Task data.
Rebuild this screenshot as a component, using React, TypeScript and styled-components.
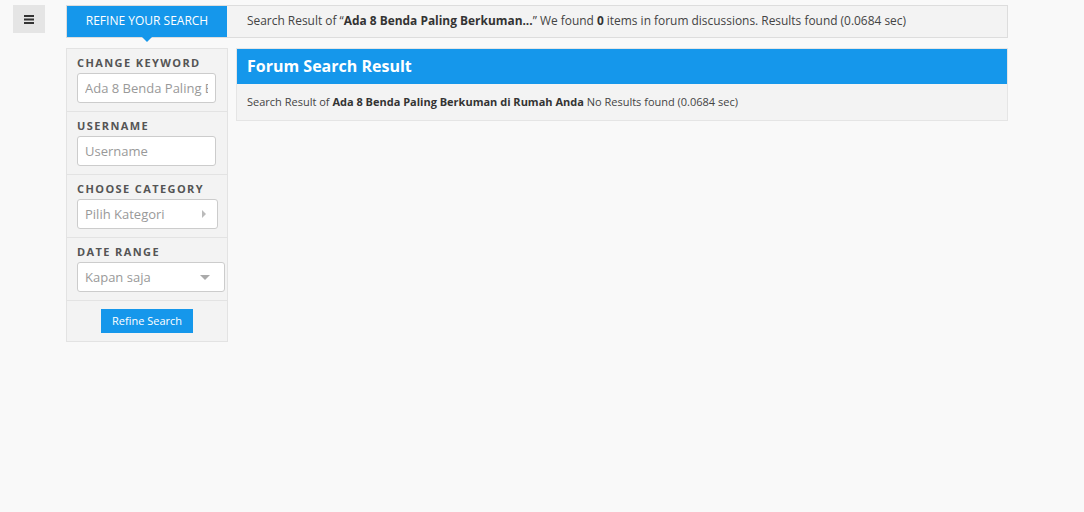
import styled, { createGlobalStyle } from "styled-components";

const GlobalStyle = createGlobalStyle`
    html, body {
        margin: 0;
        padding: 0;
        background: #f9f9f9;
        font-family: "Open Sans", "Liberation Sans", sans-serif;
        color: #333;
    }
    * {
        box-sizing: border-box;
    }
`;

const Page = styled.div`
    display: flex;
    align-items: flex-start;
    gap: 21px;
    padding: 5px 0 0 13px;
    min-height: 512px;
`;

const MenuButton = styled.button`
    width: 32px;
    height: 28px;
    border: none;
    background: #e5e5e5;
    display: flex;
    align-items: center;
    justify-content: center;
    padding: 0;
    cursor: pointer;
`;

const Content = styled.div`
    width: 942px;
    display: flex;
    flex-direction: column;
    gap: 10px;
`;

const TopBar = styled.div`
    height: 33px;
    display: flex;
    align-items: stretch;
    border: 1px solid #ddd;
    background: #f3f3f3;
`;

const RefineTab = styled.div`
    position: relative;
    width: 160px;
    background: #1597eb;
    color: #fff;
    font-size: 12px;
    display: flex;
    align-items: center;
    justify-content: center;
    padding-bottom: 2px;
    &::after {
        content: "";
        position: absolute;
        left: 50%;
        bottom: -5px;
        margin-left: -5px;
        border-left: 5px solid transparent;
        border-right: 5px solid transparent;
        border-top: 5px solid #1597eb;
    }
`;

const TopText = styled.div`
    padding: 0 0 4px 20px;
    display: flex;
    align-items: center;
    font-size: 11.93px;
    color: #444;
    white-space: nowrap;
    b {
        font-weight: 700;
        color: #333;
    }
`;

const Row = styled.div`
    display: flex;
    align-items: flex-start;
    gap: 8px;
`;

const Sidebar = styled.div`
    width: 162px;
    border: 1px solid #e3e3e3;
    background: #f3f3f3;
`;

const Section = styled.div<{ $center?: boolean }>`
    padding: 8px 10px;
    border-bottom: 1px solid #e3e3e3;
    display: flex;
    flex-direction: column;
    align-items: ${(p) => (p.$center ? "center" : "flex-start")};
    &:last-child {
        border-bottom: none;
    }
`;

const Label = styled.div`
    height: 16px;
    line-height: 12px;
    font-size: 11px;
    font-weight: 700;
    letter-spacing: 1.4px;
    color: #555;
    text-transform: uppercase;
`;

const Field = styled.div<{ $width: number }>`
    position: relative;
    width: ${(p) => p.$width}px;
    height: 30px;
    border: 1px solid #ccc;
    border-radius: 3px;
    background: #fff;
    display: flex;
    align-items: center;
    padding: 0 7px;
    font-size: 13px;
    color: #999;
`;

const FieldText = styled.span`
    flex: 1;
    min-width: 0;
    white-space: nowrap;
    overflow: hidden;
`;

const Arrow = styled.span<{ $dir: "right" | "down" }>`
    position: absolute;
    top: 50%;
    ${(p) =>
        p.$dir === "right"
            ? `
        right: 11px;
        margin-top: -4px;
        border-top: 4px solid transparent;
        border-bottom: 4px solid transparent;
        border-left: 4px solid #bbb;
    `
            : `
        right: 14px;
        margin-top: -2px;
        border-left: 5px solid transparent;
        border-right: 5px solid transparent;
        border-top: 5px solid #aaa;
    `}
`;

const RefineButton = styled.button`
    width: 92px;
    height: 24px;
    border: none;
    background: #1597eb;
    color: #fff;
    font-family: inherit;
    font-size: 11px;
    padding: 0 0 2px;
    cursor: pointer;
`;

const Panel = styled.div`
    flex: 1;
    border: 1px solid #e5e5e5;
    background: #f3f3f3;
`;

const PanelHeader = styled.div`
    height: 35px;
    background: #1597eb;
    color: #fff;
    font-size: 16px;
    font-weight: 700;
    display: flex;
    align-items: center;
    padding: 0 0 2px 10px;
`;

const PanelBody = styled.div`
    height: 36px;
    display: flex;
    align-items: center;
    padding: 0 0 2px 10px;
    font-size: 11px;
    color: #444;
    b {
        font-weight: 700;
        color: #333;
    }
`;

function App() {
    return (
        <>
            <GlobalStyle />
            <Page>
                <MenuButton>
                    <svg width="10" height="9" viewBox="0 0 10 9">
                        <rect x="0" y="0" width="10" height="2" fill="#333" />
                        <rect x="0" y="3.5" width="10" height="2" fill="#333" />
                        <rect x="0" y="7" width="10" height="2" fill="#333" />
                    </svg>
                </MenuButton>
                <Content>
                    <TopBar>
                        <RefineTab>REFINE YOUR SEARCH</RefineTab>
                        <TopText>
                            Search Result of “<b>Ada 8 Benda Paling Berkuman...</b>” We found&nbsp;<b>0</b>&nbsp;items in forum discussions. Results found (0.0684 sec)
                        </TopText>
                    </TopBar>
                    <Row>
                        <Sidebar>
                            <Section>
                                <Label>Change Keyword</Label>
                                <Field $width={139}>
                                    <FieldText>Ada 8 Benda Paling Berkuman di Rumah Anda</FieldText>
                                </Field>
                            </Section>
                            <Section>
                                <Label>Username</Label>
                                <Field $width={139}>
                                    <FieldText>Username</FieldText>
                                </Field>
                            </Section>
                            <Section>
                                <Label>Choose Category</Label>
                                <Field $width={141}>
                                    <FieldText>Pilih Kategori</FieldText>
                                    <Arrow $dir="right" />
                                </Field>
                            </Section>
                            <Section>
                                <Label>Date Range</Label>
                                <Field $width={148}>
                                    <FieldText>Kapan saja</FieldText>
                                    <Arrow $dir="down" />
                                </Field>
                            </Section>
                            <Section $center>
                                <RefineButton>Refine Search</RefineButton>
                            </Section>
                        </Sidebar>
                        <Panel>
                            <PanelHeader>Forum Search Result</PanelHeader>
                            <PanelBody>
                                Search Result of&nbsp;<b>Ada 8 Benda Paling Berkuman di Rumah Anda</b>&nbsp;No Results found (0.0684 sec)
                            </PanelBody>
                        </Panel>
                    </Row>
                </Content>
            </Page>
        </>
    );
}

export default App;
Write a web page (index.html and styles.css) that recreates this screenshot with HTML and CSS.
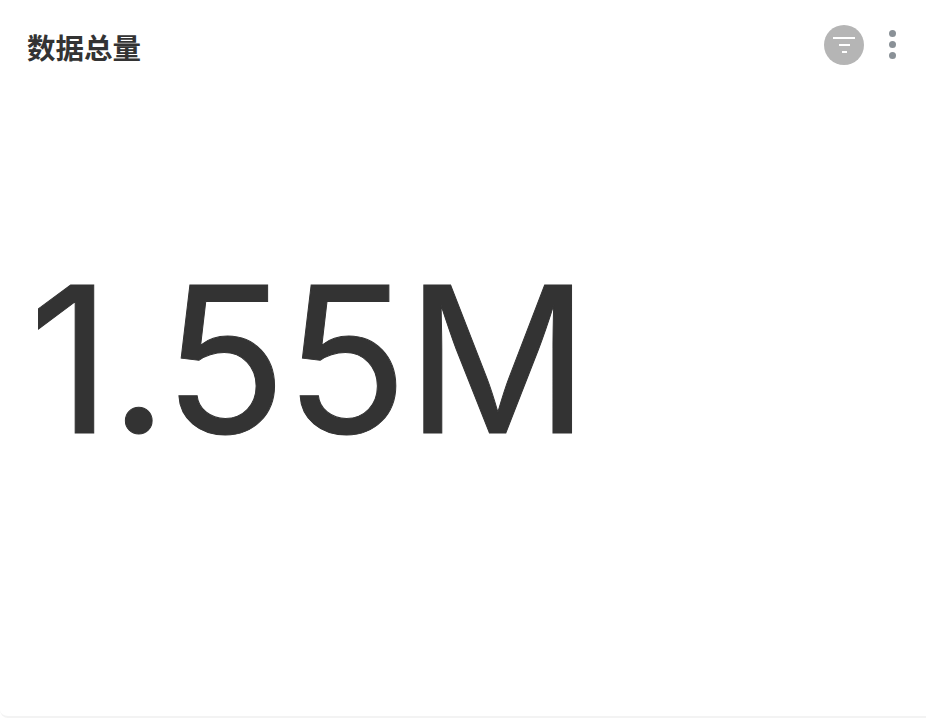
FILE: index.html
```html
<!DOCTYPE html>
<html lang="zh">
<head>
    <meta charset="UTF-8">
    <meta name="viewport" content="width=device-width, initial-scale=1.0">
    <title>数据总量</title>
    <link rel="stylesheet" href="styles.css">
</head>
<body>
    <div class="card">
        <div class="card-header">
            <h2 class="card-title">数据总量</h2>
            <div class="card-actions">
                <span class="filter-btn">
                    <svg width="24" height="24" viewBox="0 0 24 24" fill="none" stroke="#fff" stroke-width="2">
                        <path d="M1 5H23M7 12H18M10 19H15"/>
                    </svg>
                </span>
                <span class="more-btn">
                    <i class="dot"></i>
                    <i class="dot"></i>
                    <i class="dot"></i>
                </span>
            </div>
        </div>
        <div class="card-body">
            <div class="metric">1.55M</div>
        </div>
    </div>
</body>
</html>
```

FILE: styles.css
```css
html, body {
    height: 100%;
}

body {
    margin: 0;
    background-color: #fff;
    font-family: Inter, "Noto Sans CJK SC", sans-serif;
    color: #333;
}

.card {
    height: 716px;
    border-bottom: 2px solid #f3f3f3;
    border-radius: 0 0 0 8px;
    display: flex;
    flex-direction: column;
}

.card-header {
    display: flex;
    align-items: center;
    justify-content: space-between;
    padding: 25px 26px 0 27px;
    height: 39px;
}

.card-title {
    margin: 4px 0 0;
    font-size: 28.5px;
    font-weight: 700;
    font-family: "Noto Sans CJK SC", sans-serif;
}

.card-actions {
    display: flex;
    align-items: center;
    gap: 20px;
}

.filter-btn {
    width: 40px;
    height: 40px;
    border-radius: 50%;
    background-color: #b5b5b5;
    display: flex;
    align-items: center;
    justify-content: center;
}

.more-btn {
    display: flex;
    flex-direction: column;
    gap: 4px;
    width: 16px;
    align-items: center;
}

.dot {
    width: 7px;
    height: 7px;
    border-radius: 50%;
    background-color: #8a9197;
}

.card-body {
    flex: 1;
    display: flex;
    align-items: center;
    padding: 0 0 62px 29px;
}

.metric {
    font-size: 203px;
    font-weight: 400;
    letter-spacing: -2px;
    line-height: 1;
    -webkit-text-stroke: 1px #333;
}
```
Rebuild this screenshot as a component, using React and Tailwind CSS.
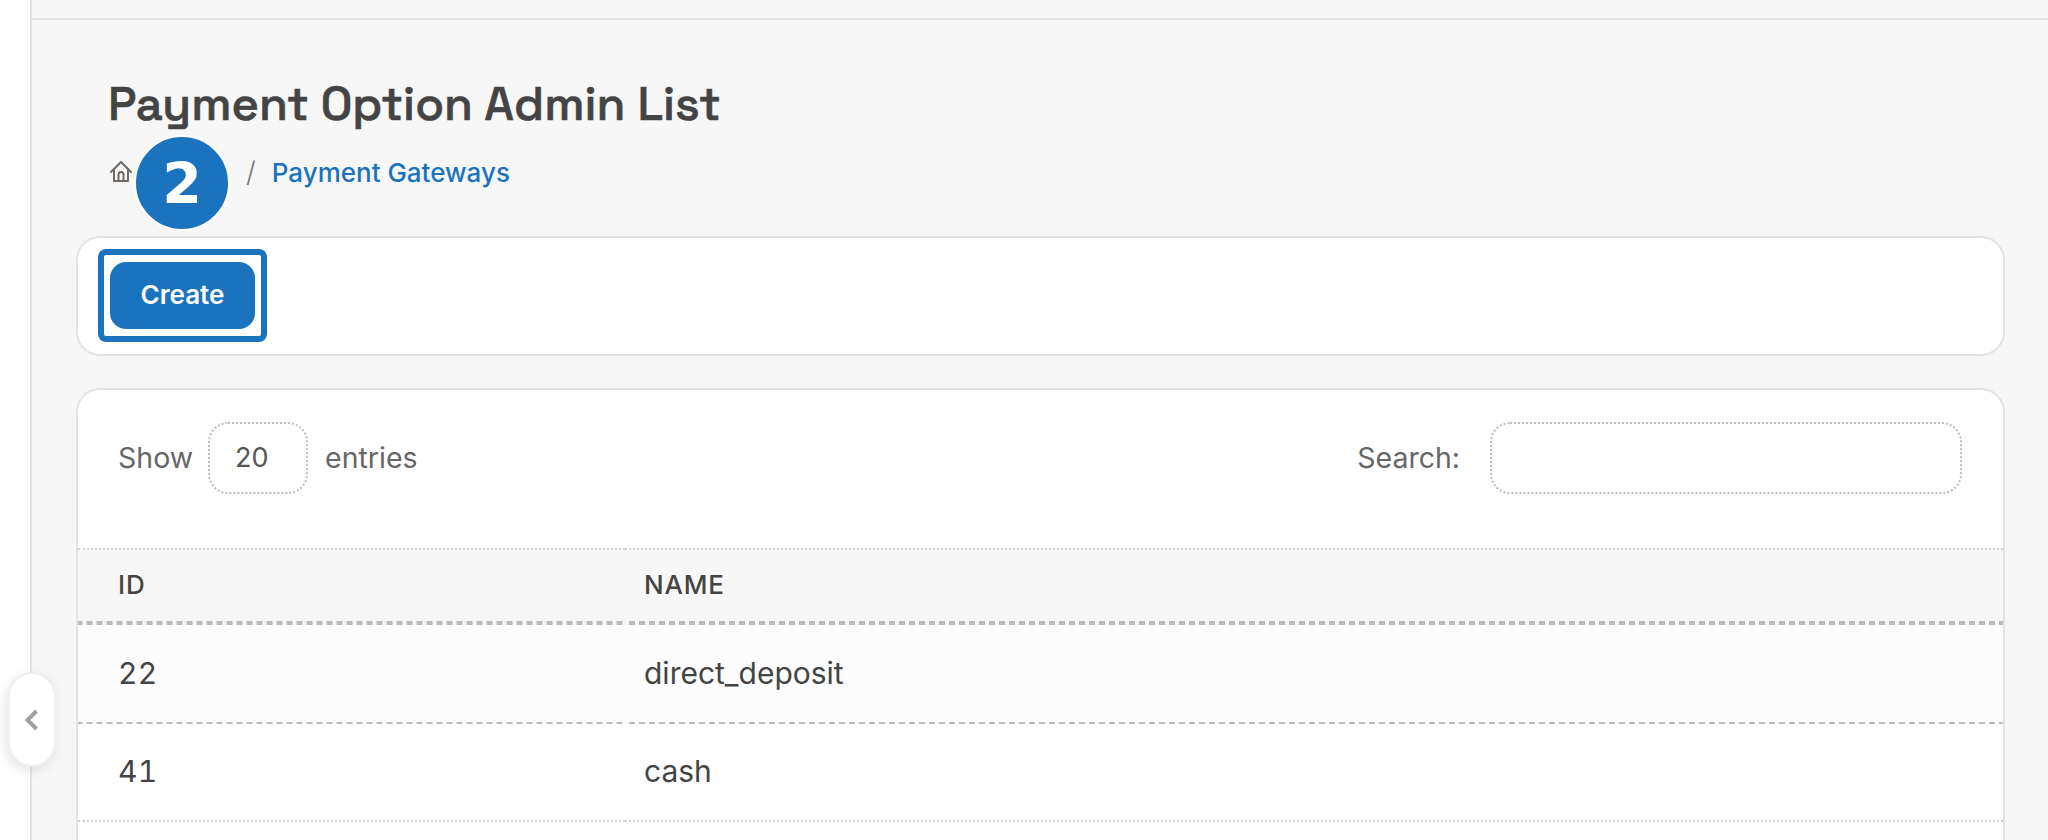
import { ChevronLeft } from "lucide-react";

const dashes = "bg-[linear-gradient(to_right,#bbbbbb_6px,transparent_6px)] bg-bottom bg-repeat-x";

const rows = [
  { id: 22, name: "direct_deposit", bg: "bg-[#fcfcfc]", h: "h-[99px]", line: `${dashes} bg-[length:10px_2px]` },
  { id: 41, name: "cash", bg: "bg-white", h: "h-[98px]", line: "border-b-2 border-dotted border-[#d0d0d0]" },
];

function HomeIcon() {
  return (
    <svg viewBox="0 0 24 24" className="ml-[1px] w-[24px] h-[24px] text-[#6f6a66]" fill="none" stroke="currentColor" strokeWidth="2" strokeLinejoin="round" strokeLinecap="round">
      <path d="M2 12 12 2l10 10" />
      <path d="M5 10v11h14V10" />
      <path d="M9.5 21v-6.5a2.5 2.5 0 0 1 5 0V21" />
    </svg>
  );
}

export default function App() {
  return (
    <div className="relative flex h-[840px] overflow-hidden bg-white font-['Inter',sans-serif] text-[#444]">
      <div className="w-[30px] shrink-0 border-r-2 border-[#e2e2e2] box-content" />

      <main className="flex-1 bg-[#f7f7f7]">
        <div className="h-[20px] border-b-2 border-[#e2e2e2]" />

        <div className="pl-[44px] pr-[43px]">
          <div className="pl-[32px] pt-[54px]">
            <h1 className="font-['Space_Grotesk','DejaVu_Sans',sans-serif] text-[47px] leading-[60px] font-medium text-[#444] [-webkit-text-stroke:0.7px_#444]">
              Payment Option Admin List
            </h1>
            <div className="relative mt-[22px] flex items-center h-[32px]">
              <HomeIcon />
              <span className="ml-[113px] text-[28px] text-[#777] font-light">/</span>
              <a className="ml-[16px] text-[26px] text-[#1c73bd] font-medium">Payment Gateways</a>
              <div className="absolute left-[26px] top-[-21px] flex items-center justify-center w-[96px] h-[96px] pt-[2px] rounded-full bg-[#1c73bd] border-2 border-white text-white font-['DejaVu_Sans',sans-serif] font-bold text-[57px] leading-none">
                2
              </div>
            </div>
          </div>

          <section className="mt-[48px] h-[120px] rounded-[24px] border-2 border-[#e3e3e3] bg-white pl-[20px] pt-[11px]">
            <div className="w-[169px] h-[93px] rounded-[8px] border-[6px] border-[#1c73bd] bg-white pl-[6px] pt-[7px]">
              <button className="w-[145px] h-[67px] pb-[2px] rounded-[16px] bg-[#1c73bd] text-white text-[26px] font-semibold">
                Create
              </button>
            </div>
          </section>

          <section className="mt-[32px] rounded-t-[24px] border-2 border-[#e3e3e3] bg-white h-[500px]">
            <div className="flex items-center justify-between h-[158px] pl-[40px] pr-[41px] pb-[23px] text-[28.5px] text-[#666]">
              <div className="flex items-center">
                <span className="pt-[2px]">Show</span>
                <div className="ml-[15px] w-[100px] h-[72px] pt-[2px] rounded-[20px] border-2 border-dotted border-[#bdbdbd] flex items-center pl-[25px] text-[27px] text-[#555]">
                  20
                </div>
                <span className="ml-[17px] pt-[2px]">entries</span>
              </div>
              <div className="flex items-center">
                <span className="pt-[2px]">Search:</span>
                <div className="ml-[30px] w-[472px] h-[72px] rounded-[20px] border-2 border-dotted border-[#bdbdbd]" />
              </div>
            </div>

            <table className="w-full border-separate border-spacing-0 text-[30px]">
              <thead>
                <tr className="bg-[#f7f7f7]">
                  <th className={`w-[547px] h-[77px] pl-[40px] pb-[6px] text-left text-[26px] font-[550] tracking-[0.8px] border-t-2 border-dotted border-t-[#d4d4d4] ${dashes} bg-[length:10px_4px]`}>ID</th>
                  <th className={`h-[77px] pl-[19px] pb-[6px] text-left text-[26px] font-[550] tracking-[0.8px] border-t-2 border-dotted border-t-[#d4d4d4] ${dashes} bg-[length:10px_4px]`}>NAME</th>
                </tr>
              </thead>
              <tbody>
                {rows.map((r) => (
                  <tr key={r.id} className={r.bg}>
                    <td className={`pl-[40px] pb-[2px] tabular-nums tracking-[0.4px] ${r.h} ${r.line}`}>{r.id}</td>
                    <td className={`pl-[19px] pb-[2px] ${r.h} ${r.line}`}>{r.name}</td>
                  </tr>
                ))}
              </tbody>
            </table>
          </section>
        </div>
      </main>

      <button className="absolute left-[8px] top-[672px] flex items-center justify-center w-[48px] h-[95px] rounded-full bg-white border-2 border-[#eeeeee] shadow-[-2px_4px_12px_rgba(0,0,0,0.1)]">
        <ChevronLeft className="w-[36px] h-[36px] shrink-0 text-[#a0a0a0]" strokeWidth={2.6} strokeLinecap="butt" strokeLinejoin="miter" />
      </button>
    </div>
  );
}
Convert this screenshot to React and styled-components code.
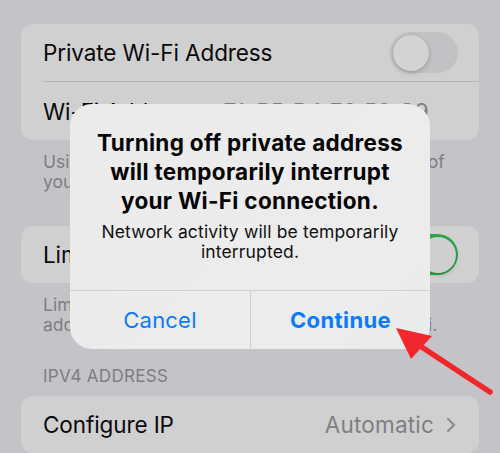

Job. Check every line of the data above for the string "components", and copy those that have it.

Result.
Rebuild this screenshot as a component, using React, TypeScript and styled-components.
import styled, { createGlobalStyle } from "styled-components";
Convert this screenshot to React and styled-components code.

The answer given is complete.